- The coronavirus’ US impact is one thing, but protestors are tuning it out in favor of what they see as a higher mission with an urgency that matters more than the risks associated with the COVID-19 virus.
- What’s more, leading health experts agree with them — that fears about the virus shouldn’t dissuade them from protesting and making their voices heard.
- Dr. Anthony Fauci spoke about this “difficult situation” and trade-off in a new interview Friday.
Dr. Anthony Fauci, the nation’s top infectious diseases expert who has been the face of the federal government’s response to the coronavirus, gave an interview Friday to a Washington DC-based radio station in which he addressed a subject that health experts have for days been grappling with and trying to figure out how to talk about.
That subject is the protests filling American streets in response to the killing of an unarmed Minneapolis man, George Floyd, by police there. Health experts, along with their official guidance, have been warning us for weeks that crowds are to be avoided — indeed, that crowds are a breeding ground for the deadly COVID-19 virus that has led to more than 109,000 reported deaths in the US so far. At the same time, officials like Fauci are also grappling with a seemingly contradictory reality, that the protests against the excessive use of force by police and in support of the Black Lives Matter movement, in general, are profoundly necessary at this moment in time.
Here’s how a news outlet here in my hometown of Memphis put it, after interviewing a local health professional: The local pandemic, this expert insisted, “is ‘under reasonable control’ and a week of protests gathering hundreds of Memphians together was important enough to risk what might lead to a rise in confirmed cases.”
That’s not necessarily so, however, according to Fauci.
“Every time I hear about or see the congregation of large crowds at a time and geographic area where there is active infection transmission, it is a perfect set-up for the spread of the virus in the sense of creating these blips that might turn into some surges,” Fauci said, adding that concerns about the virus and the constitutional right to protest represent a tricky balance to get right. “So I get very concerned.”
Fauci goes on to add: “There certainly is a risk, I would say that with confidence, when you see the congregation of crowds, particularly in a situation where you have a lot of confusion and a little bit of chaos, people running back and forth, taking their masks off, being close in proximity. That does pose a risk.”
His remarks come at a time when some of his professional colleagues have been taking a different tack — including people like Dr. Tom Frieden, former director of the US Centers for Disease Control and Prevention. Experts like him talk about all this within the context of a risk trade-off, suggesting that there are ways to protest and still minimize your risk of exposure to COVID-19:
The threat to Covid control from protesting outside is tiny compared to the threat to Covid control created when governments act in ways that lose community trust. People can protest peacefully AND work together to stop Covid. Violence harms public health.
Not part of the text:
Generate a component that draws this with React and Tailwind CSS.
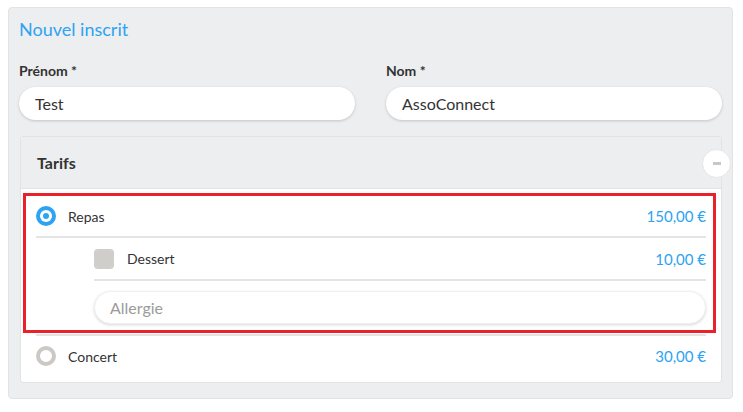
import React from 'react';

const Divider = ({ className = '' }) => <div className={`h-[2px] bg-[#e4e4e4] ${className}`} />;

const Radio = ({ checked }) =>
  checked ? (
    <span className="w-[20px] h-[20px] rounded-full bg-[#2ea3f2] flex items-center justify-center flex-shrink-0">
      <span className="w-[12px] h-[12px] rounded-full bg-white flex items-center justify-center">
        <span className="w-[6px] h-[6px] rounded-full bg-[#2ea3f2]" />
      </span>
    </span>
  ) : (
    <span className="w-[20px] h-[20px] rounded-full border-[4px] border-[#ccc9c5] bg-white flex-shrink-0" />
  );

const Field = ({ label, value }) => (
  <div className="flex flex-col">
    <label className="text-[14px] leading-[18px] font-bold text-[#333]">{label}</label>
    <div className="mt-[7px] h-[33px] rounded-full bg-white shadow-[0_1px_3px_rgba(0,0,0,0.18)] flex items-center px-[16px] text-[16px] text-[#333]">
      {value}
    </div>
  </div>
);

const Price = ({ children }) => <span className="text-[15px] text-[#2ea3f2]">{children}</span>;

export default function App() {
  return (
    <div className="pt-[7px] pl-[8px] bg-white min-h-screen" style={{ fontFamily: 'Lato, "Open Sans", sans-serif' }}>
      <div className="w-[725px] rounded-[4px] bg-[#edeef0] border border-[#e2e3e5] px-[10px] pt-[9px] pb-[15px]">
        <h2 className="text-[18px] leading-[24px] text-[#2ea3f2]">Nouvel inscrit</h2>

        <div className="grid grid-cols-2 gap-[31px] mt-[21px]">
          <Field label="Prénom *" value="Test" />
          <Field label="Nom *" value="AssoConnect" />
        </div>

        {/* tarifs card */}
        <div className="mt-[16px] ml-px border border-[#e2e3e5] rounded-[3px] bg-white">
          <div className="relative h-[52px] bg-[#edeef0] border-b border-[#e2e3e5] flex items-center px-[16px]">
            <span className="text-[16px] font-bold text-[#333]">Tarifs</span>
            <button className="absolute right-[-10px] top-[12px] w-[29px] h-[29px] rounded-full bg-white border border-[#e6e6e6] flex items-center justify-center">
              <span className="w-[8px] h-[3px] bg-[#c8c8c8]" />
            </button>
          </div>

          <div className="pt-[4px]">
            <div className="ml-[2px] mr-[5px] border-[3px] border-[#e8212b]">
              <div className="pl-[10px] pr-[7px]">
                <div className="h-[40px] flex items-center">
                  <Radio checked />
                  <span className="ml-[12px] text-[14px] text-[#333]">Repas</span>
                  <span className="ml-auto"><Price>150,00 €</Price></span>
                </div>
                <Divider />
                <div className="ml-[58px]">
                  <div className="h-[41px] flex items-center">
                    <span className="w-[20px] h-[20px] rounded-[4px] bg-[#d0cecb] flex-shrink-0" />
                    <span className="ml-[13px] text-[14px] text-[#333]">Dessert</span>
                    <span className="ml-auto"><Price>10,00 €</Price></span>
                  </div>
                  <Divider />
                  <div className="mt-[10px] h-[33px] rounded-full bg-white border border-[#f0f0f0] shadow-[0_1px_3px_rgba(0,0,0,0.16)] flex items-center px-[15px] text-[16px] text-[#9b9b9b]">
                    Allergie
                  </div>
                </div>
                <div className="h-[6px]" />
              </div>
            </div>

            <Divider className="mt-px mx-[15px]" />
            <div className="h-[40px] flex items-center px-[15px]">
              <Radio />
              <span className="ml-[12px] text-[14px] text-[#333]">Concert</span>
              <span className="ml-auto"><Price>30,00 €</Price></span>
            </div>
            <div className="h-[6px]" />
          </div>
        </div>
      </div>
    </div>
  );
}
— Dr. Tom Frieden (@DrTomFrieden) June 2, 2020
Similarly, here’s the former public health epidemiologist for New York City:
We should always evaluate the risks and benefits of efforts to control the virus. In this moment the public health risks of not protesting to demand an end to systemic racism greatly exceed the harms of the virus. https://t.co/s9DagyjQ1J
— Jennifer Nuzzo, DrPH (@JenniferNuzzo) June 2, 2020
Dr. Fauci, who serves as director of the National Institute of Allergy and Infectious Diseases, has previously acknowledged the reality that the coronavirus pandemic is having a disproportionate effect on black communities and families. That forms the backdrop for his latest comments about the “difficult situation” that protestors find themselves in. In short, if you’re going to attend a protest, he stresses that a face mask should be worn at all times, at a minimum.
“We have the right to peaceably demonstrate,” he said, “and the demonstrators are exercising that right … it’s important to exercise your constitutional rights to be able to demonstrate, but it’s a delicate balance, because the reasons for demonstrating are valid. And yet, the demonstration itself puts one at an additional risk.”